The Neanderthal Man (Male). [Image via Neanderthal museum, Germany]

The results are in front of us: humans become the top animal. This 2% genetical "advancement" also includes at least four sub-branches within Archaic Homo sapiens; one of which is called the Neanderthal Man. These early species sometimes inter-bread with ancestors of modern humans, and their genetic traces are still found in people from Eurasia. They performed fire-based "rituals", cooked food, produced charcoal cave-paintings, built dwellings, used advanced tools, and had a language-based communication. They lived in complex social groups, and were smaller yet much stronger in terms of physical strength and structure in comparison to modern humans. Perhaps, a summation of all the traits that should put them ahead of the rest in terms of evolutionary selection. National Geography further reports:
"Studies have shown that Neanderthal and modern human brains were the same size at birth, but by adulthood, the Neanderthal brain was larger than the modern human brain."
And then, by as late as 24,000 years before present, this whole branch of archaic homo sapience called Neanderthalensis goes extinct. Why? No one conclusively knows as yet. Competing hypothesis include species specific desease, climate-change, volcano eruption, and even an economic theory suggesting that Neanderthals were poor at trade and hence became extinction. Most anthropologists however tend to favor the notion (with an apparent influence by the history of colonization in recent centuries) that homo sapience, though seemingly inferier in physical strength than Neanderthals, but superior in cognition and tool building, initially did a "soft invasion" to their territory, leading to inter-breading and then absorption of Neanderthals into homo sapience main-stream, at which point Neanderthals loose their independent existence as a species.

So, did Neanderthal Man, or even early Cro-Magnons, indulge into something like meditation? The most likely explanation is that the need, the concept and thus the word 'meditation' didn't have to exist for their era.
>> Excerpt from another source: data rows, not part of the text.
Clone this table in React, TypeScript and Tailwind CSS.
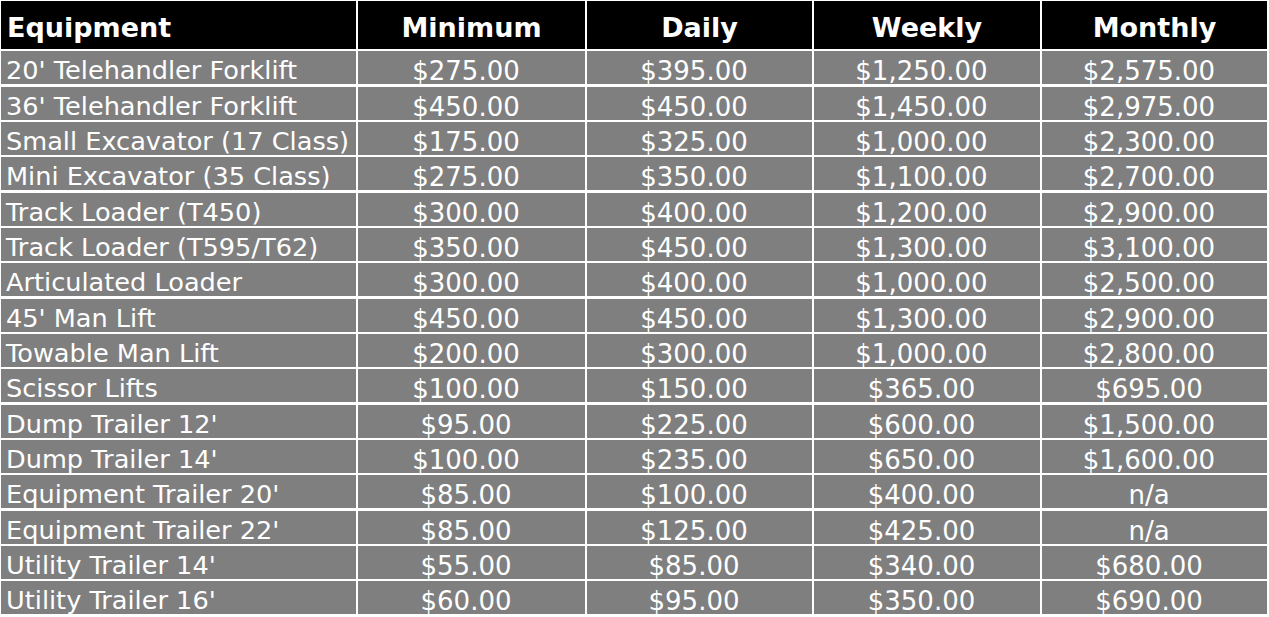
import React from "react";

type Row = {
  name: string;
  minimum: string;
  daily: string;
  weekly: string;
  monthly: string;
};

const rows: Row[] = [
  { name: "20' Telehandler Forklift", minimum: "$275.00", daily: "$395.00", weekly: "$1,250.00", monthly: "$2,575.00" },
  { name: "36' Telehandler Forklift", minimum: "$450.00", daily: "$450.00", weekly: "$1,450.00", monthly: "$2,975.00" },
  { name: "Small Excavator (17 Class)", minimum: "$175.00", daily: "$325.00", weekly: "$1,000.00", monthly: "$2,300.00" },
  { name: "Mini Excavator (35 Class)", minimum: "$275.00", daily: "$350.00", weekly: "$1,100.00", monthly: "$2,700.00" },
  { name: "Track Loader (T450)", minimum: "$300.00", daily: "$400.00", weekly: "$1,200.00", monthly: "$2,900.00" },
  { name: "Track Loader (T595/T62)", minimum: "$350.00", daily: "$450.00", weekly: "$1,300.00", monthly: "$3,100.00" },
  { name: "Articulated Loader", minimum: "$300.00", daily: "$400.00", weekly: "$1,000.00", monthly: "$2,500.00" },
  { name: "45' Man Lift", minimum: "$450.00", daily: "$450.00", weekly: "$1,300.00", monthly: "$2,900.00" },
  { name: "Towable Man Lift", minimum: "$200.00", daily: "$300.00", weekly: "$1,000.00", monthly: "$2,800.00" },
  { name: "Scissor Lifts", minimum: "$100.00", daily: "$150.00", weekly: "$365.00", monthly: "$695.00" },
  { name: "Dump Trailer 12'", minimum: "$95.00", daily: "$225.00", weekly: "$600.00", monthly: "$1,500.00" },
  { name: "Dump Trailer 14'", minimum: "$100.00", daily: "$235.00", weekly: "$650.00", monthly: "$1,600.00" },
  { name: "Equipment Trailer 20'", minimum: "$85.00", daily: "$100.00", weekly: "$400.00", monthly: "n/a" },
  { name: "Equipment Trailer 22'", minimum: "$85.00", daily: "$125.00", weekly: "$425.00", monthly: "n/a" },
  { name: "Utility Trailer 14'", minimum: "$55.00", daily: "$85.00", weekly: "$340.00", monthly: "$680.00" },
  { name: "Utility Trailer 16'", minimum: "$60.00", daily: "$95.00", weekly: "$350.00", monthly: "$690.00" },
];

const headers = ["Minimum", "Daily", "Weekly", "Monthly"];

function PriceCell({ value }: { value: string }) {
  return (
    <div className="bg-[#7f7f7f] text-white text-center pr-[11px] pt-[7px] text-[26px] leading-[26px] whitespace-nowrap">
      {value}
    </div>
  );
}

export default function App() {
  return (
    <div className="w-[1269px] h-[617px] bg-white pt-[1px] pl-[1px] overflow-hidden font-['DejaVu_Sans',sans-serif]">
      <div className="grid grid-cols-[355px_227px_225px_226px_225px] grid-rows-[48px_repeat(16,33px)] gap-x-[2px] gap-y-[2.33px]">
        <div className="bg-black text-white font-bold text-[27px] leading-[27px] pt-[13px] pl-[6px]">
          Equipment
        </div>
        {headers.map((h) => (
          <div
            key={h}
            className="bg-black text-white font-bold text-[27px] leading-[27px] pt-[13px] text-center"
          >
            {h}
          </div>
        ))}
        {rows.map((r) => (
          <React.Fragment key={r.name}>
            <div className="bg-[#7f7f7f] text-white text-[25.6px] leading-[25px] pt-[7px] pl-[5px] whitespace-nowrap">
              {r.name}
            </div>
            <PriceCell value={r.minimum} />
            <PriceCell value={r.daily} />
            <PriceCell value={r.weekly} />
            <PriceCell value={r.monthly} />
          </React.Fragment>
        ))}
      </div>
    </div>
  );
}
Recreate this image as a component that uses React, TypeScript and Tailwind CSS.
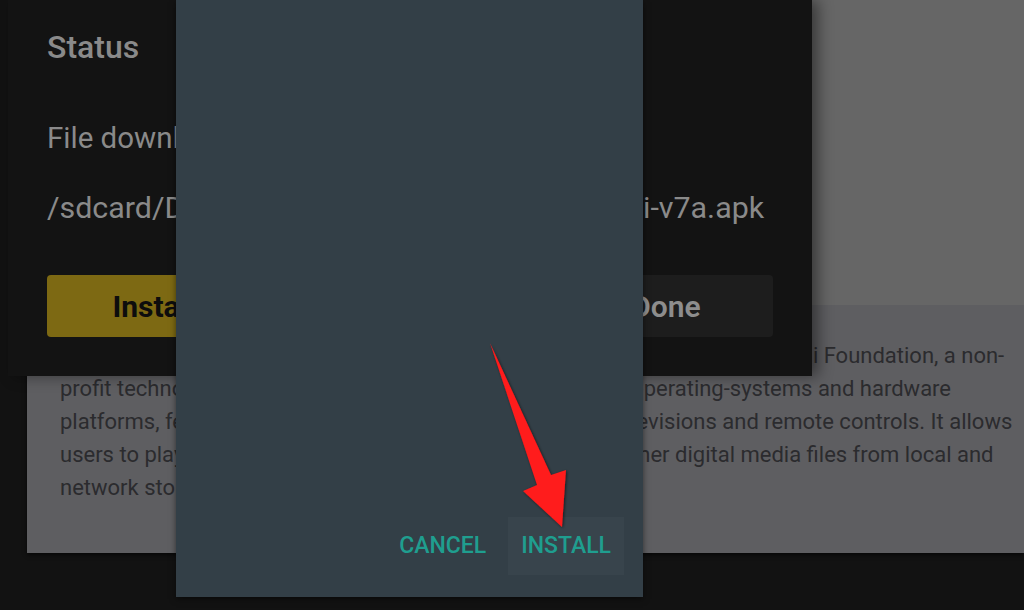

The limited point here being that a larger brain size and brain-to-body mass ration does not always automatically translate into a successful evolutionary selection. Evolution is also a journey riddled with a series of unpredictable accidents. One such likely accident on its way could be the human brain matter, and the faculty enabling 'thinking' like humans, which has been undergoing transformation over the last few thousand years. Within the last 35,000 years since Cro-Magnon varient of modern humans, the cranial capacity (brain size) has been decreasing from average 1600cc to 1200cc for an average modern human. The change isn't without its effects.

The gray area highlighted by the flaw(s) in this cognitive process that is undergoing evolutionary changes, magnified by brains's imaginative powers and emotional response system, seems to have come into existence just about 15,000 to 10,000 years before present, when, as per the available archeological evidence, the first lunar calendar is thought to have been created. Thus far, the experimentation via various 'religious' organizations have indicated that these flaws and blindspots of the brain could be addressed, and controlled, (first by terming it God, or at least a lul of the divine, and then) by systematic individual and group therapies such as, what we generally call, a meditation.

Evolution is taking place even at this moment as we speak. And while the processes optimise this primary resource called human brain that has directly contributed towards the survival and superiority of the species, those blindspots of cognition that the priests, magicians, alchemists and sarmans seem to exclusively have access to in recent millennia, are also in the processes of being ironed out.

The word God is filling this blank for modern humans, and it is safe to bet that evolution is aware of it.